:: Information provided ::
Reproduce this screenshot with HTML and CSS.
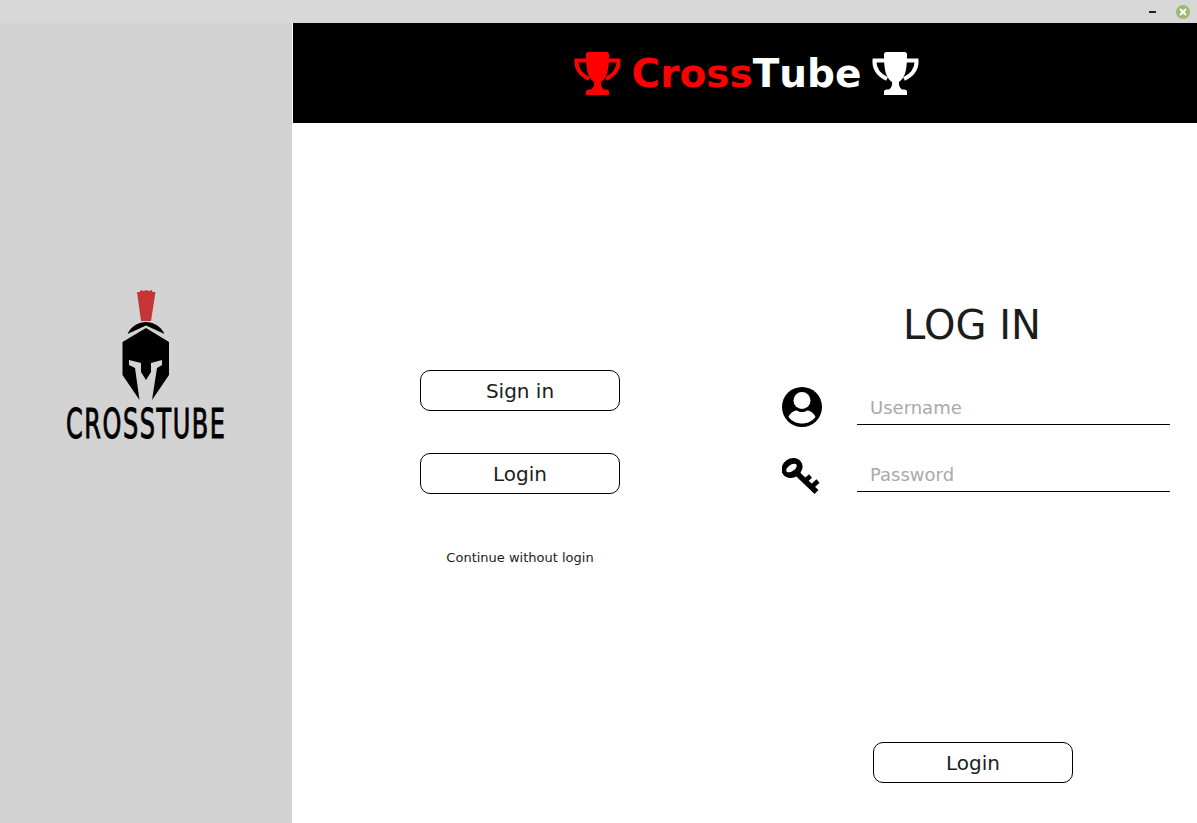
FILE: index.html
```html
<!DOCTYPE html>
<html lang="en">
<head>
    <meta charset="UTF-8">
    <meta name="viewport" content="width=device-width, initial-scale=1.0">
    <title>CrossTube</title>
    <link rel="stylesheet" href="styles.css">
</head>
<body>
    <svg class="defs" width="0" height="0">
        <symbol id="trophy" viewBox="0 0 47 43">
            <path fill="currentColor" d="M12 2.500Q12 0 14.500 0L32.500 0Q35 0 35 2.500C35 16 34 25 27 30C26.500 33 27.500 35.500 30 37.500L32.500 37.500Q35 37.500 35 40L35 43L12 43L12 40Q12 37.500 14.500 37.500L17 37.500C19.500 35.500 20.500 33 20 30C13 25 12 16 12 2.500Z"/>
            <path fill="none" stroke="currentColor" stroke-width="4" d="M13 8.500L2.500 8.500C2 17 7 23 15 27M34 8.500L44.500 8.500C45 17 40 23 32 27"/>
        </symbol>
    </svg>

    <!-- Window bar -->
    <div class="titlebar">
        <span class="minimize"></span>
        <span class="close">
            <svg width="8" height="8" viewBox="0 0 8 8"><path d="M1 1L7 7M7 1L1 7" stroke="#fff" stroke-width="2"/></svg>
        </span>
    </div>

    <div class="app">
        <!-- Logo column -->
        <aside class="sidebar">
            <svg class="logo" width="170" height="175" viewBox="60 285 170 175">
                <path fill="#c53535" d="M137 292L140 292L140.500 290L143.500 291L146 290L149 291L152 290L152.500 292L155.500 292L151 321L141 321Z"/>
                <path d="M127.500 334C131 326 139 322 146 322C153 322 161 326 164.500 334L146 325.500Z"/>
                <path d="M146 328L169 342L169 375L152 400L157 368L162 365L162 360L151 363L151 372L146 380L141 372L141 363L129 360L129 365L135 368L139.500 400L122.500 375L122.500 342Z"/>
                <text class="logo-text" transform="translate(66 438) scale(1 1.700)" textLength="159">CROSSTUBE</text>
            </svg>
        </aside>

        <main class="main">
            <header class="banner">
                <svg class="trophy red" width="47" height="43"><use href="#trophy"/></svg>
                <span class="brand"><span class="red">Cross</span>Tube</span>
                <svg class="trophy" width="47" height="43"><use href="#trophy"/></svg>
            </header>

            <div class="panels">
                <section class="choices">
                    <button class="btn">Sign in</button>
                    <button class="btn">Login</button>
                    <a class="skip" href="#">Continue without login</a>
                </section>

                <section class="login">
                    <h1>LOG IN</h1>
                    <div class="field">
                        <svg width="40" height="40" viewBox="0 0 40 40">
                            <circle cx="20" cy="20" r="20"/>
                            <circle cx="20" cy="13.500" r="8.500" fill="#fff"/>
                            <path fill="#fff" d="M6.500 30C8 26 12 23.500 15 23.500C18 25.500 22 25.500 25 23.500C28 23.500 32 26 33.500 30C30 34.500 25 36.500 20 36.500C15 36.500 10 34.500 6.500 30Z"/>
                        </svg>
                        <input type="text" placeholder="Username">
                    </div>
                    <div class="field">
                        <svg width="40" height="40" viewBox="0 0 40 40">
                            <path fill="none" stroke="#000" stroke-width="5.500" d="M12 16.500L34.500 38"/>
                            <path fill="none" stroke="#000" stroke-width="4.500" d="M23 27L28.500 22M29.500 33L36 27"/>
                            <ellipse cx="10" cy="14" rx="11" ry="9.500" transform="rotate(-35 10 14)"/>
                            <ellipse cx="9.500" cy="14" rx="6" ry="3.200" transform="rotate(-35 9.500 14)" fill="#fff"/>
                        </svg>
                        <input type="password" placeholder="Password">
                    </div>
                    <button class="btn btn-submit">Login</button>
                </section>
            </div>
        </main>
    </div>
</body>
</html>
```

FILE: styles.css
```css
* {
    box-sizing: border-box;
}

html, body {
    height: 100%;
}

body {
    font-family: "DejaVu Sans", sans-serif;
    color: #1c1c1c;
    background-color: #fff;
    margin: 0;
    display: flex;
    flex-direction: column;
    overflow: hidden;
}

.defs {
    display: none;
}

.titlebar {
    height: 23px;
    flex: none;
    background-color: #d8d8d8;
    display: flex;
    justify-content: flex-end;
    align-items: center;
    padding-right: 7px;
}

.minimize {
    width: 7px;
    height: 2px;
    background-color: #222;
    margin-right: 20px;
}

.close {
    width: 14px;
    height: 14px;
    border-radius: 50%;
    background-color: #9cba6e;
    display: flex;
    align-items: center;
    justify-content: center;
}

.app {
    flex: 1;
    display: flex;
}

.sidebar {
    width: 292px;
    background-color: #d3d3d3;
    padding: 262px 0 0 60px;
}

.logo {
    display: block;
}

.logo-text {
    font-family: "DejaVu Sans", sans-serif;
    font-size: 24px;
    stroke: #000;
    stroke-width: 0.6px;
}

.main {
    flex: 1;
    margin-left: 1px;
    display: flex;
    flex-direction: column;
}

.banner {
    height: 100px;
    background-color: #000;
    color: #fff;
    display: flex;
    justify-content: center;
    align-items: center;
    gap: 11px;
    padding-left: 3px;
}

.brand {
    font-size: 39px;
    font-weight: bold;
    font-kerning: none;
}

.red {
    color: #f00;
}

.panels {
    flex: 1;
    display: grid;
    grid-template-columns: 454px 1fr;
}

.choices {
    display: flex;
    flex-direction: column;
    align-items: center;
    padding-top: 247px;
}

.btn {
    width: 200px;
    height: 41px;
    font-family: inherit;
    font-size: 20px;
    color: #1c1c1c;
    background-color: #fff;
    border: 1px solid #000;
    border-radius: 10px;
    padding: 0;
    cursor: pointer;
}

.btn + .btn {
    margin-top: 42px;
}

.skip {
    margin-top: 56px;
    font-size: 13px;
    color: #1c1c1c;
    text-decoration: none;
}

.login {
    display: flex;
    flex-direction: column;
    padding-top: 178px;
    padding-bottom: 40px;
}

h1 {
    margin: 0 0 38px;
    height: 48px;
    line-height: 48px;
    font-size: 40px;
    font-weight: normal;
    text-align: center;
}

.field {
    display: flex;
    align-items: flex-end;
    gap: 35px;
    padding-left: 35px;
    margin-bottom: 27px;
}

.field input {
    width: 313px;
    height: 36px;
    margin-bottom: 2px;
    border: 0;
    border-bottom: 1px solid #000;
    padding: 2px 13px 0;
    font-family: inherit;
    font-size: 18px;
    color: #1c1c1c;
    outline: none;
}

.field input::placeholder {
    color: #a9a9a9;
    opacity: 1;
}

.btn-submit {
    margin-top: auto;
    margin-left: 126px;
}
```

:: Objective ::
Write out the full listing verbatim, excluding its pictures.

:: Task answer ::
Reproduce this screenshot with HTML and CSS.
FILE: index.html
```html
<!DOCTYPE html>
<html lang="en">
<head>
    <meta charset="UTF-8">
    <meta name="viewport" content="width=device-width, initial-scale=1.0">
    <title>CrossTube</title>
    <link rel="stylesheet" href="styles.css">
</head>
<body>
    <svg class="defs" width="0" height="0">
        <symbol id="trophy" viewBox="0 0 47 43">
            <path fill="currentColor" d="M12 2.500Q12 0 14.500 0L32.500 0Q35 0 35 2.500C35 16 34 25 27 30C26.500 33 27.500 35.500 30 37.500L32.500 37.500Q35 37.500 35 40L35 43L12 43L12 40Q12 37.500 14.500 37.500L17 37.500C19.500 35.500 20.500 33 20 30C13 25 12 16 12 2.500Z"/>
            <path fill="none" stroke="currentColor" stroke-width="4" d="M13 8.500L2.500 8.500C2 17 7 23 15 27M34 8.500L44.500 8.500C45 17 40 23 32 27"/>
        </symbol>
    </svg>

    <!-- Window bar -->
    <div class="titlebar">
        <span class="minimize"></span>
        <span class="close">
            <svg width="8" height="8" viewBox="0 0 8 8"><path d="M1 1L7 7M7 1L1 7" stroke="#fff" stroke-width="2"/></svg>
        </span>
    </div>

    <div class="app">
        <!-- Logo column -->
        <aside class="sidebar">
            <svg class="logo" width="170" height="175" viewBox="60 285 170 175">
                <path fill="#c53535" d="M137 292L140 292L140.500 290L143.500 291L146 290L149 291L152 290L152.500 292L155.500 292L151 321L141 321Z"/>
                <path d="M127.500 334C131 326 139 322 146 322C153 322 161 326 164.500 334L146 325.500Z"/>
                <path d="M146 328L169 342L169 375L152 400L157 368L162 365L162 360L151 363L151 372L146 380L141 372L141 363L129 360L129 365L135 368L139.500 400L122.500 375L122.500 342Z"/>
                <text class="logo-text" transform="translate(66 438) scale(1 1.700)" textLength="159">CROSSTUBE</text>
            </svg>
        </aside>

        <main class="main">
            <header class="banner">
                <svg class="trophy red" width="47" height="43"><use href="#trophy"/></svg>
                <span class="brand"><span class="red">Cross</span>Tube</span>
                <svg class="trophy" width="47" height="43"><use href="#trophy"/></svg>
            </header>

            <div class="panels">
                <section class="choices">
                    <button class="btn">Sign in</button>
                    <button class="btn">Login</button>
                    <a class="skip" href="#">Continue without login</a>
                </section>

                <section class="login">
                    <h1>LOG IN</h1>
                    <div class="field">
                        <svg width="40" height="40" viewBox="0 0 40 40">
                            <circle cx="20" cy="20" r="20"/>
                            <circle cx="20" cy="13.500" r="8.500" fill="#fff"/>
                            <path fill="#fff" d="M6.500 30C8 26 12 23.500 15 23.500C18 25.500 22 25.500 25 23.500C28 23.500 32 26 33.500 30C30 34.500 25 36.500 20 36.500C15 36.500 10 34.500 6.500 30Z"/>
                        </svg>
                        <input type="text" placeholder="Username">
                    </div>
                    <div class="field">
                        <svg width="40" height="40" viewBox="0 0 40 40">
                            <path fill="none" stroke="#000" stroke-width="5.500" d="M12 16.500L34.500 38"/>
                            <path fill="none" stroke="#000" stroke-width="4.500" d="M23 27L28.500 22M29.500 33L36 27"/>
                            <ellipse cx="10" cy="14" rx="11" ry="9.500" transform="rotate(-35 10 14)"/>
                            <ellipse cx="9.500" cy="14" rx="6" ry="3.200" transform="rotate(-35 9.500 14)" fill="#fff"/>
                        </svg>
                        <input type="password" placeholder="Password">
                    </div>
                    <button class="btn btn-submit">Login</button>
                </section>
            </div>
        </main>
    </div>
</body>
</html>
```

FILE: styles.css
```css
* {
    box-sizing: border-box;
}

html, body {
    height: 100%;
}

body {
    font-family: "DejaVu Sans", sans-serif;
    color: #1c1c1c;
    background-color: #fff;
    margin: 0;
    display: flex;
    flex-direction: column;
    overflow: hidden;
}

.defs {
    display: none;
}

.titlebar {
    height: 23px;
    flex: none;
    background-color: #d8d8d8;
    display: flex;
    justify-content: flex-end;
    align-items: center;
    padding-right: 7px;
}

.minimize {
    width: 7px;
    height: 2px;
    background-color: #222;
    margin-right: 20px;
}

.close {
    width: 14px;
    height: 14px;
    border-radius: 50%;
    background-color: #9cba6e;
    display: flex;
    align-items: center;
    justify-content: center;
}

.app {
    flex: 1;
    display: flex;
}

.sidebar {
    width: 292px;
    background-color: #d3d3d3;
    padding: 262px 0 0 60px;
}

.logo {
    display: block;
}

.logo-text {
    font-family: "DejaVu Sans", sans-serif;
    font-size: 24px;
    stroke: #000;
    stroke-width: 0.6px;
}

.main {
    flex: 1;
    margin-left: 1px;
    display: flex;
    flex-direction: column;
}

.banner {
    height: 100px;
    background-color: #000;
    color: #fff;
    display: flex;
    justify-content: center;
    align-items: center;
    gap: 11px;
    padding-left: 3px;
}

.brand {
    font-size: 39px;
    font-weight: bold;
    font-kerning: none;
}

.red {
    color: #f00;
}

.panels {
    flex: 1;
    display: grid;
    grid-template-columns: 454px 1fr;
}

.choices {
    display: flex;
    flex-direction: column;
    align-items: center;
    padding-top: 247px;
}

.btn {
    width: 200px;
    height: 41px;
    font-family: inherit;
    font-size: 20px;
    color: #1c1c1c;
    background-color: #fff;
    border: 1px solid #000;
    border-radius: 10px;
    padding: 0;
    cursor: pointer;
}

.btn + .btn {
    margin-top: 42px;
}

.skip {
    margin-top: 56px;
    font-size: 13px;
    color: #1c1c1c;
    text-decoration: none;
}

.login {
    display: flex;
    flex-direction: column;
    padding-top: 178px;
    padding-bottom: 40px;
}

h1 {
    margin: 0 0 38px;
    height: 48px;
    line-height: 48px;
    font-size: 40px;
    font-weight: normal;
    text-align: center;
}

.field {
    display: flex;
    align-items: flex-end;
    gap: 35px;
    padding-left: 35px;
    margin-bottom: 27px;
}

.field input {
    width: 313px;
    height: 36px;
    margin-bottom: 2px;
    border: 0;
    border-bottom: 1px solid #000;
    padding: 2px 13px 0;
    font-family: inherit;
    font-size: 18px;
    color: #1c1c1c;
    outline: none;
}

.field input::placeholder {
    color: #a9a9a9;
    opacity: 1;
}

.btn-submit {
    margin-top: auto;
    margin-left: 126px;
}
```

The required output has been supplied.